**** Provided data ****

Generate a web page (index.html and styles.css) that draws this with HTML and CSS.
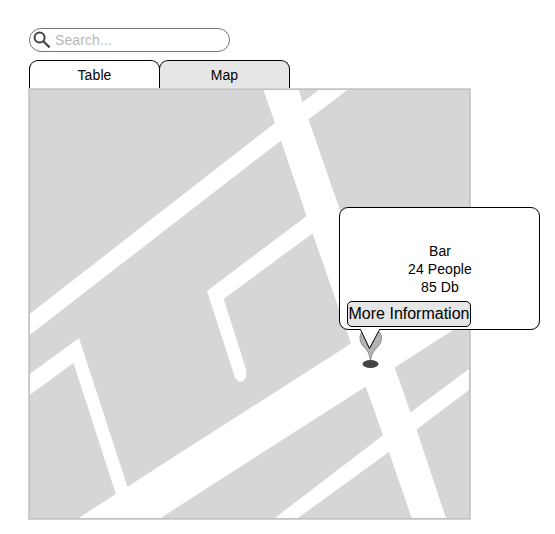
FILE: index.html
```html
<!DOCTYPE html>
<html lang="en">
<head>
<meta charset="utf-8">
<title>Map</title>
<link rel="stylesheet" href="styles.css">
</head>
<body>
<main class="panel">
  <label class="search">
    <svg class="search-icon" width="18" height="18" viewBox="0 0 18 18"><circle cx="6.6" cy="6.4" r="5" fill="none" stroke="#444" stroke-width="2"/><path d="M10.3 10.2L16.6 16.4" stroke="#444" stroke-width="2.2"/></svg>
    <span>Search...</span>
  </label>
  <nav class="tabs">
    <a class="tab">Table</a>
    <a class="tab tab-shaded">Map</a>
  </nav>
  <section class="map">
    <svg class="streets" width="443" height="432" viewBox="28 88 443 432">
      <rect x="28" y="88" width="443" height="432" fill="#d6d6d6"/>
      <g fill="#fff">
        <path d="M29 314.5L275 123L320 89H348.500L308.500 119.500L281 140.500L29 335.500Z"/>
        <path d="M263 89H298.500L302.500 102.500L308.500 119.500L394.700 367.500L416.500 429.500L446.300 519H412L389 452L365.700 386.500L351 343.500L306.500 216L275 123Z"/>
        <path d="M77 519L351 343.500L395 315H471V318.500L394.700 367.500L365.700 386.500L159 519Z"/>
        <path d="M29 374.500L79 338L127.500 487L116 494.500L73.500 363L29 395.500Z"/>
        <path d="M307 215.700L207 291L234.500 376C237 384 246.500 384 246.500 373C246.500 371 246 369 245 366L223.700 299L313 233Z"/>
        <path d="M273.500 519L382.700 435.500L410.300 412.500L471 367.500V388.500L416.500 429.500L389 452L296.500 519Z"/>
      </g>
      <rect x="28.5" y="88.5" width="442" height="431" fill="none" stroke="#d2d2d2"/>
      <rect x="29.500" y="89.500" width="440" height="429" fill="none" stroke="#c2c2c2"/>
      <path d="M370.500 361C369.500 354 368 351 364 347C361 344 360 341 360 338C360 325 381.500 325 381.500 338C381.500 341 380.500 344 377.500 347C373.500 351 371.500 354 370.500 361Z" fill="#b3b3b3" stroke="#8c8c8c"/>
      <ellipse cx="370.500" cy="364" rx="8" ry="4" fill="#444"/>
    </svg>
    <aside class="popup">
      <p>Bar</p>
      <p>24 People</p>
      <p>85 Db</p>
      <button class="more">More Information</button>
      <svg class="pointer" width="22" height="22" viewBox="0 0 22 22"><path d="M1.500 0V1.500L10.500 20L20.500 1.500V0Z" fill="#fff"/><path d="M0 1.500H1.500L10.500 20.500L20.500 1.500H22" fill="none" stroke="#000"/></svg>
    </aside>
  </section>
</main>
</body>
</html>
```
FILE: styles.css
```css
* { box-sizing: border-box; }
body {
  margin: 0;
  background: #fff;
  color: #000;
  font: 14px/18px "Liberation Sans", Arial, sans-serif;
}
.panel { width: 443px; margin: 28px 0 0 28px; }
.search {
  display: flex;
  align-items: center;
  width: 201px;
  height: 24px;
  margin-left: 1px;
  padding-left: 3px;
  border: 1px solid #777;
  border-radius: 12px;
  color: #b8b8b8;
  gap: 4px;
  letter-spacing: 0.1px;
}
.tabs { display: flex; height: 28px; margin: 8px 0 0 1px; }
.tab {
  width: 131px;
  padding-top: 5px;
  border: 1px solid #000;
  border-bottom: 0;
  border-radius: 9px 9px 0 0;
  text-align: center;
  letter-spacing: 0.1px;
}
.tab-shaded { margin-left: -1px; background: #e6e6e6; }
.map { position: relative; height: 432px; }
.streets { display: block; }
.popup {
  position: absolute;
  left: 311px;
  top: 119px;
  width: 201px;
  height: 123px;
  padding: 34px 6px 0 7px;
  border: 1px solid #000;
  border-radius: 9px;
  background: #fff;
  text-align: center;
}
.popup p { margin: 0; letter-spacing: 0.1px; }
.more {
  display: block;
  width: 124px;
  height: 26px;
  margin-top: 5px;
  padding: 0;
  border: 1px solid #000;
  border-radius: 5px;
  background: #e6e6e6;
  color: #000;
  font: 16px/24px "Liberation Sans", Arial, sans-serif;
  white-space: nowrap;
}
.pointer { position: absolute; left: 19px; top: 120px; }
```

****

**To be done**
In this exercise, set down all of the data exactly, without the pictures.

**Task output**
Generate a web page (index.html and styles.css) that draws this with HTML and CSS.
FILE: index.html
```html
<!DOCTYPE html>
<html lang="en">
<head>
<meta charset="utf-8">
<title>Map</title>
<link rel="stylesheet" href="styles.css">
</head>
<body>
<main class="panel">
  <label class="search">
    <svg class="search-icon" width="18" height="18" viewBox="0 0 18 18"><circle cx="6.6" cy="6.4" r="5" fill="none" stroke="#444" stroke-width="2"/><path d="M10.3 10.2L16.6 16.4" stroke="#444" stroke-width="2.2"/></svg>
    <span>Search...</span>
  </label>
  <nav class="tabs">
    <a class="tab">Table</a>
    <a class="tab tab-shaded">Map</a>
  </nav>
  <section class="map">
    <svg class="streets" width="443" height="432" viewBox="28 88 443 432">
      <rect x="28" y="88" width="443" height="432" fill="#d6d6d6"/>
      <g fill="#fff">
        <path d="M29 314.5L275 123L320 89H348.500L308.500 119.500L281 140.500L29 335.500Z"/>
        <path d="M263 89H298.500L302.500 102.500L308.500 119.500L394.700 367.500L416.500 429.500L446.300 519H412L389 452L365.700 386.500L351 343.500L306.500 216L275 123Z"/>
        <path d="M77 519L351 343.500L395 315H471V318.500L394.700 367.500L365.700 386.500L159 519Z"/>
        <path d="M29 374.500L79 338L127.500 487L116 494.500L73.500 363L29 395.500Z"/>
        <path d="M307 215.700L207 291L234.500 376C237 384 246.500 384 246.500 373C246.500 371 246 369 245 366L223.700 299L313 233Z"/>
        <path d="M273.500 519L382.700 435.500L410.300 412.500L471 367.500V388.500L416.500 429.500L389 452L296.500 519Z"/>
      </g>
      <rect x="28.5" y="88.5" width="442" height="431" fill="none" stroke="#d2d2d2"/>
      <rect x="29.500" y="89.500" width="440" height="429" fill="none" stroke="#c2c2c2"/>
      <path d="M370.500 361C369.500 354 368 351 364 347C361 344 360 341 360 338C360 325 381.500 325 381.500 338C381.500 341 380.500 344 377.500 347C373.500 351 371.500 354 370.500 361Z" fill="#b3b3b3" stroke="#8c8c8c"/>
      <ellipse cx="370.500" cy="364" rx="8" ry="4" fill="#444"/>
    </svg>
    <aside class="popup">
      <p>Bar</p>
      <p>24 People</p>
      <p>85 Db</p>
      <button class="more">More Information</button>
      <svg class="pointer" width="22" height="22" viewBox="0 0 22 22"><path d="M1.500 0V1.500L10.500 20L20.500 1.500V0Z" fill="#fff"/><path d="M0 1.500H1.500L10.500 20.500L20.500 1.500H22" fill="none" stroke="#000"/></svg>
    </aside>
  </section>
</main>
</body>
</html>
```
FILE: styles.css
```css
* { box-sizing: border-box; }
body {
  margin: 0;
  background: #fff;
  color: #000;
  font: 14px/18px "Liberation Sans", Arial, sans-serif;
}
.panel { width: 443px; margin: 28px 0 0 28px; }
.search {
  display: flex;
  align-items: center;
  width: 201px;
  height: 24px;
  margin-left: 1px;
  padding-left: 3px;
  border: 1px solid #777;
  border-radius: 12px;
  color: #b8b8b8;
  gap: 4px;
  letter-spacing: 0.1px;
}
.tabs { display: flex; height: 28px; margin: 8px 0 0 1px; }
.tab {
  width: 131px;
  padding-top: 5px;
  border: 1px solid #000;
  border-bottom: 0;
  border-radius: 9px 9px 0 0;
  text-align: center;
  letter-spacing: 0.1px;
}
.tab-shaded { margin-left: -1px; background: #e6e6e6; }
.map { position: relative; height: 432px; }
.streets { display: block; }
.popup {
  position: absolute;
  left: 311px;
  top: 119px;
  width: 201px;
  height: 123px;
  padding: 34px 6px 0 7px;
  border: 1px solid #000;
  border-radius: 9px;
  background: #fff;
  text-align: center;
}
.popup p { margin: 0; letter-spacing: 0.1px; }
.more {
  display: block;
  width: 124px;
  height: 26px;
  margin-top: 5px;
  padding: 0;
  border: 1px solid #000;
  border-radius: 5px;
  background: #e6e6e6;
  color: #000;
  font: 16px/24px "Liberation Sans", Arial, sans-serif;
  white-space: nowrap;
}
.pointer { position: absolute; left: 19px; top: 120px; }
```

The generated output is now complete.